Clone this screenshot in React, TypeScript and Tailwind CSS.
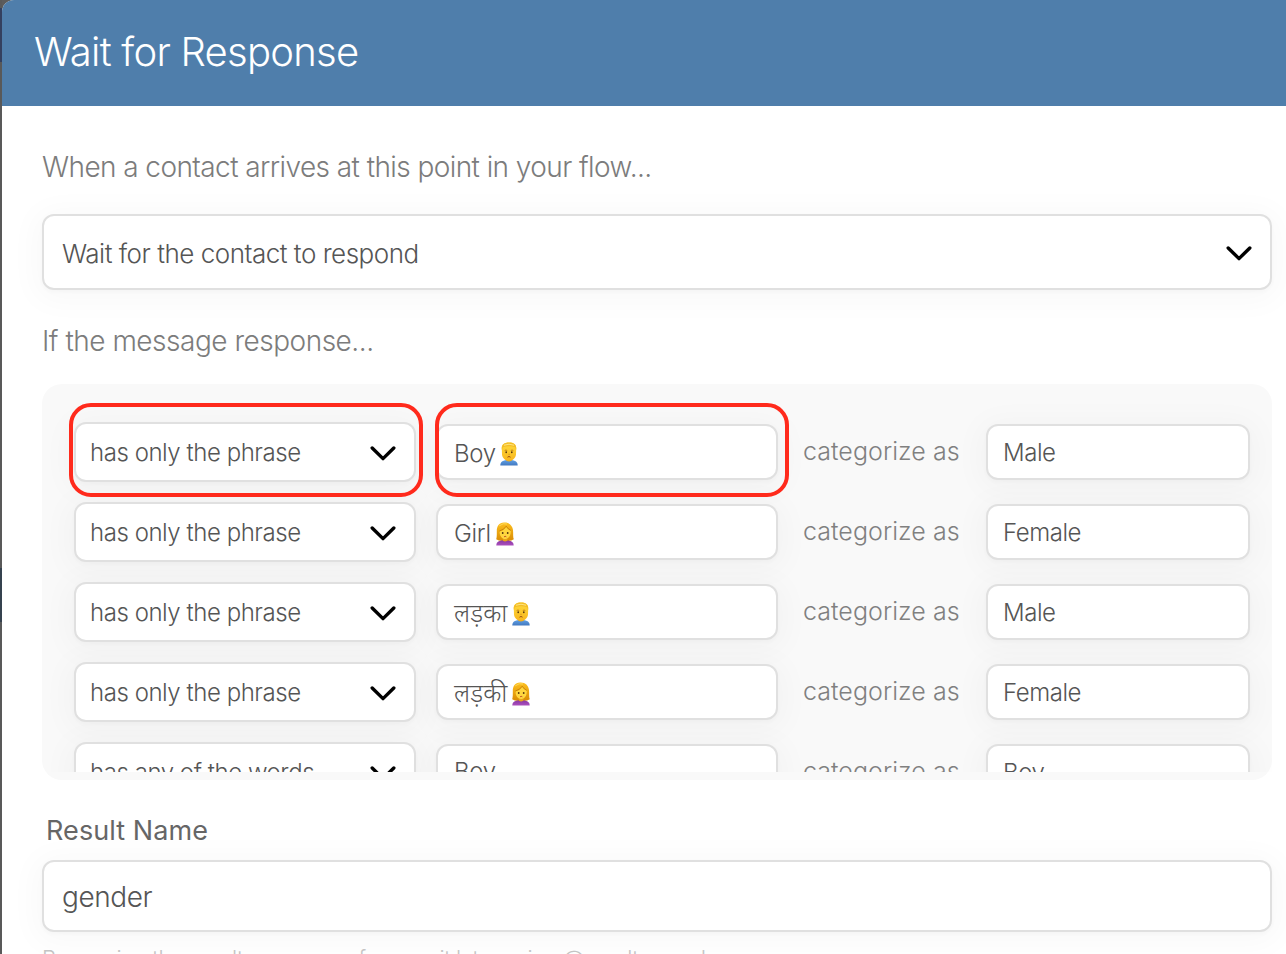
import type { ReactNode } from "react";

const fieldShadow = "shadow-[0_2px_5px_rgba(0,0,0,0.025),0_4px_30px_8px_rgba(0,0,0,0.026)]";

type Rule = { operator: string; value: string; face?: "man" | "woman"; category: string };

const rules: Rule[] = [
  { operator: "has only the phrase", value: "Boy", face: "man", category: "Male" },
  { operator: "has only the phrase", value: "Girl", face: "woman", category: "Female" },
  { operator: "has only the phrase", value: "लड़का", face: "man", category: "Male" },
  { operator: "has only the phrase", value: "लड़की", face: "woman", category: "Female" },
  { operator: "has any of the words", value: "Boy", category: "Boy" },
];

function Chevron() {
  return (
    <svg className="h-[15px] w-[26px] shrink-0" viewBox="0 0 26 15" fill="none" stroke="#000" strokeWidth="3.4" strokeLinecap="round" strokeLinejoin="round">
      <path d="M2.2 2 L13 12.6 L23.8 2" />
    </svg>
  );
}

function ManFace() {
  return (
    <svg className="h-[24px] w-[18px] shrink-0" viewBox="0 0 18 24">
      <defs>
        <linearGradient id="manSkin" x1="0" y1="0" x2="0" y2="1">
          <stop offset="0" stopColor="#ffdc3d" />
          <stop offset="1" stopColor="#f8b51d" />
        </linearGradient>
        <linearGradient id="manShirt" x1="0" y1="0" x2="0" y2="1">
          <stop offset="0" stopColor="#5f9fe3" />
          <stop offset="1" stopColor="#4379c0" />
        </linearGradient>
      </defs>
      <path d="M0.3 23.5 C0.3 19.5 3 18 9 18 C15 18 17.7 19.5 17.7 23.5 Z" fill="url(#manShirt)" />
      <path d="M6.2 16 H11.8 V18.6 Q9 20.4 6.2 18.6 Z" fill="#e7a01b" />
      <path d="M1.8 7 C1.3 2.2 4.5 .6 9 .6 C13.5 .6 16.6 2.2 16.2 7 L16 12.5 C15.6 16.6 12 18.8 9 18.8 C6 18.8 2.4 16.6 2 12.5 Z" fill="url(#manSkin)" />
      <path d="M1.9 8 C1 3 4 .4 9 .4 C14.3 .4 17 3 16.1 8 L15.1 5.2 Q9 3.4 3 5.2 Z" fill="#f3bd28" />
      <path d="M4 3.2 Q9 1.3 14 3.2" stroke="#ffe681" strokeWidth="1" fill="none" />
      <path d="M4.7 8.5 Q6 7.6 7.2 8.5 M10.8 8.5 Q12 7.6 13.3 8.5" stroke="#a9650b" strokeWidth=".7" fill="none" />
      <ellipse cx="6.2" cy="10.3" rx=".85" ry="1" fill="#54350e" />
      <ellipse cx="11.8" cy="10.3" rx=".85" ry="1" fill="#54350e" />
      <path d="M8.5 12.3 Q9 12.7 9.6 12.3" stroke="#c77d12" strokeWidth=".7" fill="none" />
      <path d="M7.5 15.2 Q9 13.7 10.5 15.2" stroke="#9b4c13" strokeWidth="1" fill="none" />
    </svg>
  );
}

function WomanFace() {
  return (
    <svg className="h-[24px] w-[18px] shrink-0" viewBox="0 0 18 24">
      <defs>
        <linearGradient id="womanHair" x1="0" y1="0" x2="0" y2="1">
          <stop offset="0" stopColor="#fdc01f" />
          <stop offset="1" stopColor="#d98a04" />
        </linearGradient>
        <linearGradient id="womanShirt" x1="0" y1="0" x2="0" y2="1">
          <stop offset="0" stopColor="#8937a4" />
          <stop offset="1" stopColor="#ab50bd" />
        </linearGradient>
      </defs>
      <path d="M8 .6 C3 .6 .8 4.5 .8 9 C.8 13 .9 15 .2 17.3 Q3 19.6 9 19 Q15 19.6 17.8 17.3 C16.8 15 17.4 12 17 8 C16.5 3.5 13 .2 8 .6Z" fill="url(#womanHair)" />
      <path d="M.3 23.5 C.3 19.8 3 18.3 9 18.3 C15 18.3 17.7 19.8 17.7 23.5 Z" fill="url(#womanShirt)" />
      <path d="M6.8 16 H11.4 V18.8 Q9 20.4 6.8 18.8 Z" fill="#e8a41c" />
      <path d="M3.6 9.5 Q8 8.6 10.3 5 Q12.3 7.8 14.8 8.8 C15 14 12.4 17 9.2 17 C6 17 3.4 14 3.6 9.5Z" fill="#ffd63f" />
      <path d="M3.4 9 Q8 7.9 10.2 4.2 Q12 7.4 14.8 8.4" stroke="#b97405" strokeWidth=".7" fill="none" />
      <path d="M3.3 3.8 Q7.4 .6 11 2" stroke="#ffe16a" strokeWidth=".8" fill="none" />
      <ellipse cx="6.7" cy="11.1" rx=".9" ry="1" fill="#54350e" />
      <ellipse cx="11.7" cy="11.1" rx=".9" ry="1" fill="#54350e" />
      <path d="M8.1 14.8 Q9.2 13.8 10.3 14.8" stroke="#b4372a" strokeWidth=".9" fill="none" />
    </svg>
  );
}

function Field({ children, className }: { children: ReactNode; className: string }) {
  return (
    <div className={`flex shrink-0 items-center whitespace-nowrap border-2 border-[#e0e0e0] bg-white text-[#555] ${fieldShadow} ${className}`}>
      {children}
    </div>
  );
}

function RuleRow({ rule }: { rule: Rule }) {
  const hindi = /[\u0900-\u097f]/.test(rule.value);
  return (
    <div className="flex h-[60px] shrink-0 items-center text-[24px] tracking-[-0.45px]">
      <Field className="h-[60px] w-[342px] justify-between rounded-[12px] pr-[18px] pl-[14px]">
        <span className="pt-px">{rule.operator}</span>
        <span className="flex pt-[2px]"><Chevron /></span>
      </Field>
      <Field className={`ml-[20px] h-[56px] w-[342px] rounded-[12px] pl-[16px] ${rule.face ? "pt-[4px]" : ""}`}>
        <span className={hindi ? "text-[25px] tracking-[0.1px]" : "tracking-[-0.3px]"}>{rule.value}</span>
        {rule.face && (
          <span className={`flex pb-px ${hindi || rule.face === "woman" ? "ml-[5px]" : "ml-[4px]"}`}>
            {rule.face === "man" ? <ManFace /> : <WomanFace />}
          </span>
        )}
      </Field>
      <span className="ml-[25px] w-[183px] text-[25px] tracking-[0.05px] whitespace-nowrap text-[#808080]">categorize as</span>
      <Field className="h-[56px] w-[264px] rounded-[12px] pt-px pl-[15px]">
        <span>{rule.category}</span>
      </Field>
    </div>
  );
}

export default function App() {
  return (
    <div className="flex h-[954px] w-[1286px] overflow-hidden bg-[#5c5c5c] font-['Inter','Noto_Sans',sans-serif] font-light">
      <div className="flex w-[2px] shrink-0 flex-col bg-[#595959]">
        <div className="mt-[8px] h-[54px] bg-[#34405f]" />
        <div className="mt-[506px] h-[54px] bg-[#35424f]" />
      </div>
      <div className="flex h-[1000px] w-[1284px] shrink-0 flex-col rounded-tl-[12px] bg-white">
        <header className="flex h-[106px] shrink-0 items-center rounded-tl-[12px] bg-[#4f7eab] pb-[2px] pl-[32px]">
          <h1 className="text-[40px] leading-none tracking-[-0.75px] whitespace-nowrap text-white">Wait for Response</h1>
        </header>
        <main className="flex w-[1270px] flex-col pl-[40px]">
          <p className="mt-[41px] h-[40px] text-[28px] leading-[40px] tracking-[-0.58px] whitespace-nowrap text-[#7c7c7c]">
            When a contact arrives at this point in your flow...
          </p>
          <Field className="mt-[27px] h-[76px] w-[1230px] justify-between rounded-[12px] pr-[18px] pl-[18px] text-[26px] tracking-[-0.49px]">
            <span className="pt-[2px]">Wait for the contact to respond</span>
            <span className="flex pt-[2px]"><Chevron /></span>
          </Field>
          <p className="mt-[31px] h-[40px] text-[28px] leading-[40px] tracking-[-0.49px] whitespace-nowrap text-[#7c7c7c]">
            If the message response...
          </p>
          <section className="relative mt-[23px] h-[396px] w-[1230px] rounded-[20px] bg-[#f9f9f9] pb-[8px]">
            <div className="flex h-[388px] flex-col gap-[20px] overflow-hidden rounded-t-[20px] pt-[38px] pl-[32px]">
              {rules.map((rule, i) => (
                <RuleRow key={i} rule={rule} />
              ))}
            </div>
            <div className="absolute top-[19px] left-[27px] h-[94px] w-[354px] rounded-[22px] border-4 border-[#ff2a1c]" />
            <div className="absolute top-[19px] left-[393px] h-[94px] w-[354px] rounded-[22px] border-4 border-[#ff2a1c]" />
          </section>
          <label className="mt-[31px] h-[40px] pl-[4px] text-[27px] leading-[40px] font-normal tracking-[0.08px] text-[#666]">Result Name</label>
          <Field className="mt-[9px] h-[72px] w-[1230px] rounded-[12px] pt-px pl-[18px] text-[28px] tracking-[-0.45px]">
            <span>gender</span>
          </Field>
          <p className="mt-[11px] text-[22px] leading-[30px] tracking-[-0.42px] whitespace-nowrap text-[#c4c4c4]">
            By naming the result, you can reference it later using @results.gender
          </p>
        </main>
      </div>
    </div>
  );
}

**Task prompt:**
In the data above, please extract the lines from the first one through the line with "string; value: string;", exactly, and keep pictures out.

**Output for this task:**
Clone this screenshot in React, TypeScript and Tailwind CSS.
import type { ReactNode } from "react";

const fieldShadow = "shadow-[0_2px_5px_rgba(0,0,0,0.025),0_4px_30px_8px_rgba(0,0,0,0.026)]";

type Rule = { operator: string; value: string; face?: "man" | "woman"; category: string };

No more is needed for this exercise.